Pausing on a threshold…

It’s good to be dry when the rain is coming down hard.  The sound of rumbling in the distance, the closeness of the rain on the windows, the leaves of the vines shimmering-shiny against the glass. Everyday the dark clouds build to a crescendo over the mountains and the ocean.  It’s a dramatic visual development, the greens darken and intensify, the hills become antique-purple and the clouds leaden blue-silver – a visual symphony of undulating value and contrast. We’ve all seen those time-lapsed videos but when I rest slow in the afternoon I find that the storm’s movement lulls me into productive contemplation. 

The contrast of the rainy season drama and the coziness of home especially resonate in me.  It seems  I’ve been away a long time.  My mother died in June. After a few years of focusing on my mother through the end of her life  I’ve come home with her ashes and belongings to merge them with my things.  It has evoked much thinking about our relationship – in what ways we were alike and how we were worlds apart.  Now our belongings are juxtaposed into still lifes in every room, little vignettes that are a tiny spotlight on our story. In this new, harmonious order I can carry on with my mother. I can also look up and out ahead and know that I’m on another threshold.  

It turns out that caring for my mother was not an inconvenient interruption of my life, it was life, an important work for myself and my family.  It enriched me in ways I didn’t imagine.  I had hoped in her last days for a deeper connection and it didn’t happen the way that I had hoped, but it’s not over.
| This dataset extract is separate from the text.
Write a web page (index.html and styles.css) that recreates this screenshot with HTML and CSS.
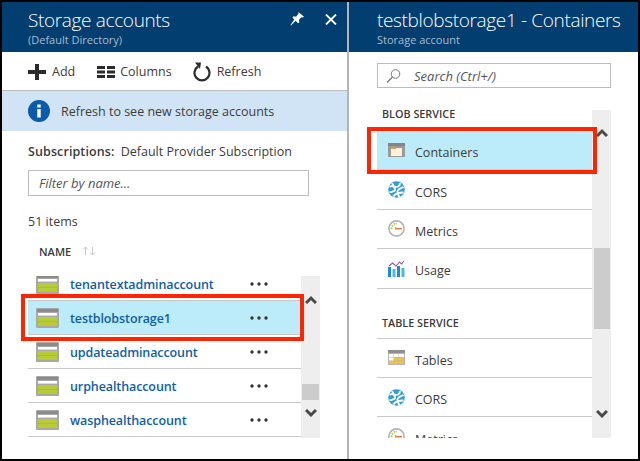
FILE: index.html
```html
<!DOCTYPE html>
<html lang="en">
<head>
    <meta charset="UTF-8">
    <meta name="viewport" content="width=device-width, initial-scale=1.0">
    <title>Storage accounts</title>
    <link rel="stylesheet" href="styles.css">
</head>
<body>
    <svg class="defs" width="0" height="0">
        <symbol id="storage" viewBox="0 0 23 20">
            <rect width="23" height="20" rx="1" fill="#a8a8a8"/>
            <rect x="1" y="1" width="21" height="3" fill="#8b8b8b"/>
            <rect x="2" y="5" width="19" height="2.6" fill="#fff"/>
            <rect x="2" y="9" width="19" height="4" fill="#b8cc36"/>
            <rect x="2" y="14" width="19" height="4" fill="#b8cc36"/>
        </symbol>
        <symbol id="dots" viewBox="0 0 18 4">
            <circle cx="2" cy="2" r="1.7" fill="#333"/>
            <circle cx="9" cy="2" r="1.7" fill="#333"/>
            <circle cx="16" cy="2" r="1.7" fill="#333"/>
        </symbol>
        <symbol id="up" viewBox="0 0 12 9">
            <path d="M1 8 L6 3 L11 8" fill="none" stroke="#4a4a4a" stroke-width="3"/>
        </symbol>
        <symbol id="down" viewBox="0 0 12 9">
            <path d="M1 1 L6 6 L11 1" fill="none" stroke="#4a4a4a" stroke-width="3"/>
        </symbol>
        <symbol id="cors" viewBox="0 0 17 17">
            <circle cx="8.5" cy="8.5" r="8.3" fill="#2f9fd6"/>
            <path d="M1.5 6 C4 3.5 7 7 10 5.5 C11.5 4.8 12 3.5 12 2 M4.5 2 C4 4.5 7.5 6 7 9 C6.5 11 3.5 10.5 1.5 11.5 M15.5 6 C13 7.5 10.5 7 9.5 10 C8.8 12.5 11 14 11 16 M5.5 15.5 C7 12.5 12 11.5 15.5 11.5" fill="none" stroke="#fff" stroke-width="1.9"/>
        </symbol>
        <symbol id="metrics" viewBox="0 0 17 17">
            <circle cx="8.5" cy="8.5" r="7.6" fill="#fff" stroke="#b4b4b4" stroke-width="1.6"/>
            <path d="M3.5 9 A5 5 0 0 1 9 3.6" fill="none" stroke="#a9cf4a" stroke-width="1.8" stroke-dasharray="1.6 1"/>
            <rect x="7" y="8" width="7" height="1.4" fill="#e8792b"/>
            <rect x="7" y="7" width="1.4" height="3" fill="#e8b02b"/>
        </symbol>
        <symbol id="usage" viewBox="0 0 17 17">
            <path d="M1 6 L4.5 3 L8 6 L11.5 2 L13.5 4 L16 1" fill="none" stroke="#8f5ba8" stroke-width="1.1"/>
            <rect x="0" y="7" width="3" height="10" fill="#1e8bcd"/>
            <rect x="4.5" y="9" width="3" height="8" fill="#59b4d9"/>
            <rect x="9" y="6" width="3" height="11" fill="#1e8bcd"/>
            <rect x="13.5" y="8" width="3" height="9" fill="#59b4d9"/>
        </symbol>
    </svg>

    <div class="frame">
        <section class="blade blade-left">
            <header class="head">
                <div class="head-text">
                    <h1>Storage accounts</h1>
                    <p>(Default Directory)</p>
                </div>
                <svg class="pin" width="15" height="14" viewBox="0 0 16 15"><path d="M9 0 L15 5 L13.5 6 L12 5.5 L9.5 8.5 L10 11 L8.5 12 L6 9.5 L1 14.5 L0.5 14 L4.5 8 L2.5 5.5 L4 4.5 L6.5 5 L9 2 Z" fill="#fff"/></svg>
                <svg class="close" width="12" height="11" viewBox="0 0 12 11"><path d="M1 0.5 L11 10.5 M11 0.5 L1 10.5" stroke="#fff" stroke-width="1.8" fill="none"/></svg>
            </header>

            <div class="toolbar">
                <span class="tool">
                    <svg width="18" height="16" viewBox="0 0 18 16"><path d="M7 0 H11 V6 H18 V10 H11 V16 H7 V10 H0 V6 H7 Z" fill="#2b2b2b"/></svg>
                    Add
                </span>
                <span class="tool tool-columns">
                    <svg width="18" height="12" viewBox="0 0 18 12"><path d="M0 0 H8 V3 H0 Z M10 0 H18 V3 H10 Z M0 4.5 H8 V7.5 H0 Z M10 4.5 H18 V7.5 H10 Z M0 9 H8 V12 H0 Z M10 9 H18 V12 H10 Z" fill="#2b2b2b"/></svg>
                    Columns
                </span>
                <span class="tool tool-refresh">
                    <svg width="18" height="20" viewBox="0 0 18 20"><path d="M5 4.5 A7.5 7.5 0 1 0 13 4.5" fill="none" stroke="#2b2b2b" stroke-width="2.2"/><path d="M2 0.5 L8 0.5 L7 7 Z" fill="#2b2b2b"/></svg>
                    Refresh
                </span>
            </div>

            <div class="notice">
                <svg width="22" height="22" viewBox="0 0 22 22"><circle cx="11" cy="11" r="11" fill="#0a5cab"/><rect x="9.3" y="9" width="3.4" height="8.5" fill="#fff"/><rect x="9.3" y="4.5" width="3.4" height="3" fill="#fff"/></svg>
                <span>Refresh to see new storage accounts</span>
            </div>

            <div class="body-left">
                <p class="subs"><b>Subscriptions:</b> Default Provider Subscription</p>
                <div class="field filter">Filter by name...</div>
                <p class="count">51 items</p>
                <div class="col-name">
                    NAME
                    <svg width="14" height="10" viewBox="0 0 14 10"><path d="M3.5 9 V1 M1 3.5 L3.5 1 L6 3.5 M10.5 1 V9 M8 6.5 L10.5 9 L13 6.5" fill="none" stroke="#c8c8c8" stroke-width="1"/></svg>
                </div>
                <div class="accounts">
                    <div class="account-list">
                        <div class="account">
                            <svg class="store" width="23" height="20"><use href="#storage"/></svg>
                            <a>tenantextadminaccount</a>
                            <svg class="more" width="18" height="4"><use href="#dots"/></svg>
                        </div>
                        <div class="account selected">
                            <svg class="store" width="23" height="20"><use href="#storage"/></svg>
                            <a>testblobstorage1</a>
                            <svg class="more" width="18" height="4"><use href="#dots"/></svg>
                        </div>
                        <div class="account">
                            <svg class="store" width="23" height="20"><use href="#storage"/></svg>
                            <a>updateadminaccount</a>
                            <svg class="more" width="18" height="4"><use href="#dots"/></svg>
                        </div>
                        <div class="account">
                            <svg class="store" width="23" height="20"><use href="#storage"/></svg>
                            <a>urphealthaccount</a>
                            <svg class="more" width="18" height="4"><use href="#dots"/></svg>
                        </div>
                        <div class="account">
                            <svg class="store" width="23" height="20"><use href="#storage"/></svg>
                            <a>wasphealthaccount</a>
                            <svg class="more" width="18" height="4"><use href="#dots"/></svg>
                        </div>
                    </div>
                    <div class="scrollbar scroll-left">
                        <svg class="chev-up" width="12" height="9"><use href="#up"/></svg>
                        <div class="thumb"></div>
                        <svg class="chev-down" width="12" height="9"><use href="#down"/></svg>
                    </div>
                </div>
            </div>
        </section>

        <section class="blade blade-right">
            <header class="head">
                <div class="head-text">
                    <h1>testblobstorage1 - Containers</h1>
                    <p>Storage account</p>
                </div>
            </header>

            <div class="body-right">
                <div class="field search">
                    <svg width="15" height="14" viewBox="0 0 15 14"><circle cx="9.5" cy="5" r="4.3" fill="none" stroke="#777" stroke-width="1"/><path d="M6.5 8 L1 13.5" stroke="#777" stroke-width="1.2"/></svg>
                    Search (Ctrl+/)
                </div>
                <div class="menu-wrap">
                    <div class="menu">
                        <h2>BLOB SERVICE</h2>
                        <div class="item selected">
                            <svg width="17" height="14" viewBox="0 0 17 14"><rect width="17" height="14" fill="#9a9a9a"/><rect y="0" width="17" height="3" fill="#858585"/><rect x="3" y="5" width="11" height="8" fill="#fdf3dc"/><path d="M3 4.5 H8 V6 H3 Z" fill="#f0a030"/></svg>
                            <span>Containers</span>
                        </div>
                        <div class="item">
                            <svg width="17" height="17"><use href="#cors"/></svg>
                            <span>CORS</span>
                        </div>
                        <div class="item">
                            <svg width="17" height="17"><use href="#metrics"/></svg>
                            <span>Metrics</span>
                        </div>
                        <div class="item">
                            <svg width="17" height="17"><use href="#usage"/></svg>
                            <span>Usage</span>
                        </div>
                        <h2 class="second">TABLE SERVICE</h2>
                        <div class="item">
                            <svg width="17" height="15" viewBox="0 0 17 15"><rect width="17" height="15" fill="#b5b5b5"/><rect y="0" width="17" height="3" fill="#8f8f8f"/><rect x="1" y="4" width="4.5" height="3" fill="#fff"/><rect x="6" y="4" width="4.5" height="3" fill="#fff"/><rect x="11" y="4" width="5" height="3" fill="#fff"/><rect x="1" y="7.5" width="4.5" height="3" fill="#fff"/><rect x="6" y="7.5" width="4.5" height="3" fill="#f4c430"/><rect x="11" y="7.5" width="5" height="3" fill="#f4c430"/><rect x="1" y="11" width="4.5" height="3" fill="#f4c430"/><rect x="6" y="11" width="4.5" height="3" fill="#f4c430"/><rect x="11" y="11" width="5" height="3" fill="#f4c430"/></svg>
                            <span>Tables</span>
                        </div>
                        <div class="item">
                            <svg width="17" height="17"><use href="#cors"/></svg>
                            <span>CORS</span>
                        </div>
                        <div class="item">
                            <svg width="17" height="17"><use href="#metrics"/></svg>
                            <span>Metrics</span>
                        </div>
                    </div>
                    <div class="scrollbar scroll-right">
                        <svg class="chev-up" width="12" height="9"><use href="#up"/></svg>
                        <div class="thumb"></div>
                        <svg class="chev-down" width="12" height="9"><use href="#down"/></svg>
                    </div>
                </div>
            </div>
        </section>

        <!-- red callouts drawn over the screenshot -->
        <div class="callout callout-account"></div>
        <div class="callout callout-containers"></div>
    </div>
</body>
</html>
```

FILE: styles.css
```css
* {
    box-sizing: border-box;
}
body {
    margin: 0;
    font-family: "Open Sans", sans-serif;
    font-size: 12.5px;
    color: #3c3c3c;
    background-color: #fff;
}
p, h1, h2 {
    margin: 0;
}
.defs {
    position: absolute;
}
.frame {
    position: relative;
    display: flex;
    width: 640px;
    height: 461px;
    border: 2px solid #000;
    background-color: #fff;
    overflow: hidden;
}
.blade-left {
    width: 347px;
    border-right: 2px solid #b4b4b4;
}
.blade-right {
    flex: 1;
}
.head {
    display: flex;
    height: 50px;
    padding-left: 26px;
    background-color: #023e6f;
    color: #fff;
}
.blade-right .head {
    padding-left: 28px;
}
.head-text {
    flex: 1;
    padding-top: 5px;
}
.head h1 {
    font-size: 19px;
    font-weight: 300;
    letter-spacing: -0.35px;
    line-height: 26px;
    white-space: nowrap;
}
.head p {
    font-size: 11px;
    line-height: 13px;
    color: #a9bccd;
}
.pin {
    margin: 10px 20px 0 0;
}
.close {
    margin: 12px 10px 0 0;
}
.toolbar {
    display: flex;
    height: 39px;
    padding: 1px 0 0 26px;
    border-bottom: 1px solid #bdbdbd;
    align-items: center;
}
.tool {
    display: flex;
    align-items: center;
    gap: 6px;
}
.tool-columns {
    margin-left: 22px;
    gap: 5px;
}
.tool-refresh {
    margin-left: 21px;
}
.notice {
    display: flex;
    align-items: center;
    gap: 11px;
    height: 40px;
    padding-left: 26px;
    background-color: #d0e4f5;
}
.body-left {
    padding-left: 26px;
}
.subs {
    padding-top: 10px;
    line-height: 21px;
}
.subs b {
    font-weight: 600;
    letter-spacing: 0.1px;
    margin-right: 3px;
}
.field {
    display: flex;
    align-items: center;
    border: 1px solid #bcbcbc;
    font-size: 13px;
    font-style: italic;
    color: #555;
}
.filter {
    width: 281px;
    height: 26px;
    margin-top: 8px;
    padding-left: 10px;
}
.count {
    margin-top: 16px;
    line-height: 20px;
}
.col-name {
    display: flex;
    align-items: center;
    gap: 11px;
    height: 20px;
    margin-top: 9px;
    padding-left: 11px;
    font-size: 11px;
    font-weight: 600;
}
.accounts {
    display: flex;
    width: 292px;
    height: 162px;
    margin-top: 15px;
    overflow: hidden;
}
.account-list {
    width: 273px;
    margin-top: -9px;
}
.account {
    display: flex;
    align-items: center;
    height: 34px;
    padding-left: 8px;
    border-bottom: 1px solid #c8c8c8;
}
.account a {
    width: 180px;
    margin-left: 11px;
    padding-top: 2px;
    font-weight: 600;
    letter-spacing: -0.1px;
    color: #0f5ea8;
}
.selected {
    background-color: #bcecf9;
}
.scrollbar {
    display: flex;
    flex-direction: column;
    align-items: center;
    background-color: #eeeeee;
}
.scrollbar .thumb {
    background-color: #cccccc;
}
.scroll-left {
    width: 19px;
}
.scroll-left .chev-up {
    margin-top: 19px;
}
.scroll-left .thumb {
    width: 17px;
    height: 16px;
    margin-top: 80px;
}
.scroll-left .chev-down {
    margin-top: 9px;
}
.body-right {
    padding-left: 28px;
}
.search {
    width: 234px;
    height: 25px;
    margin-top: 11px;
    padding-left: 8px;
    gap: 13px;
}
.menu-wrap {
    display: flex;
    width: 234px;
    height: 336px;
    margin-top: 14px;
}
.menu {
    width: 215px;
    overflow: hidden;
}
.menu h2 {
    height: 29px;
    padding-left: 5px;
    font-size: 10.8px;
    font-weight: 600;
    line-height: 24px;
}
.menu h2.second {
    height: 50px;
    padding-top: 22px;
    border-bottom: 1px solid #c8c8c8;
}
.item {
    display: flex;
    align-items: center;
    gap: 10px;
    height: 39.4px;
    padding-left: 11px;
    border-bottom: 1px solid #c8c8c8;
}
.item span {
    padding-top: 5px;
}
.scroll-right {
    width: 19px;
    margin-top: 8px;
}
.scroll-right .chev-up {
    margin-top: 18px;
}
.scroll-right .thumb {
    width: 16px;
    height: 81px;
    margin-top: 111px;
}
.scroll-right .chev-down {
    margin-top: 81px;
}
.callout {
    position: absolute;
    border: 4px solid #ff2500;
}
.callout-account {
    left: 19px;
    top: 292px;
    width: 283px;
    height: 47px;
}
.callout-containers {
    left: 365px;
    top: 125px;
    width: 230px;
    height: 47px;
}
```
Death is not the end I thought. Connections hold and are still in the making. 

Three weeks after my mother died, Wally had a near-fatal accident.  He was testing the voltage on the main transformer and was shocked.  Before losing consciousness he saw the proverbial tunnel of light.  He has no memory of falling 20 feet.   It took me 2 minutes once I heard the explosion to find him. He was on his back staring at the sky, speaking softly of how beautiful it was. He said he felt ok.  I knew he couldn’t be. After a few minutes he began to feel aching in his bones, swelling in his head.  He was burned in a few places and one hand was black with a small crater burned into one finger.  In a few days he recovered and was fine, but not the same. He was peaceful, sweeter. To try to explain what happened is to leave out the sheer wonder of it.  The shock stopped his heart and the impact of the fall onto his back started it again.  It was a perfect storm, but for us as a couple it was a miracle on par with the annunciation, so powerful its effect on us. Wally says he feels as if God hit his reset button… And what gets reset in Wally is a reset for me. 

It is a privilege to share the whole of life with someone, especially to the end. There’s a rare and open vulnerability especially at the end or at the near-end. It can be a tangle of good and bad. I use those terms without judgement. To take in the full picture there’s always a complex mix. It’s genuine in its wholeness, that’s what’s important, and to judge it by a moment is to miss the key to the hidden treasure of understanding.  I realize that I knew too little of my mom and she knew too little of me. Ninety years are not enough.  Humans are complex, one-of-a-kind miracles even on the most ordinary day.  It’s the mystery that compels me to make art, to be art, to love in wonder.  I have a stake in learning from my mother. The challenge to meet her with acceptance and love goes for myself and others too. We all have a heritage of gifts and deprivations, but they’re both gifts. This was what I see as I look back after the stresses of these recent months.   There’s gold in the gleaning.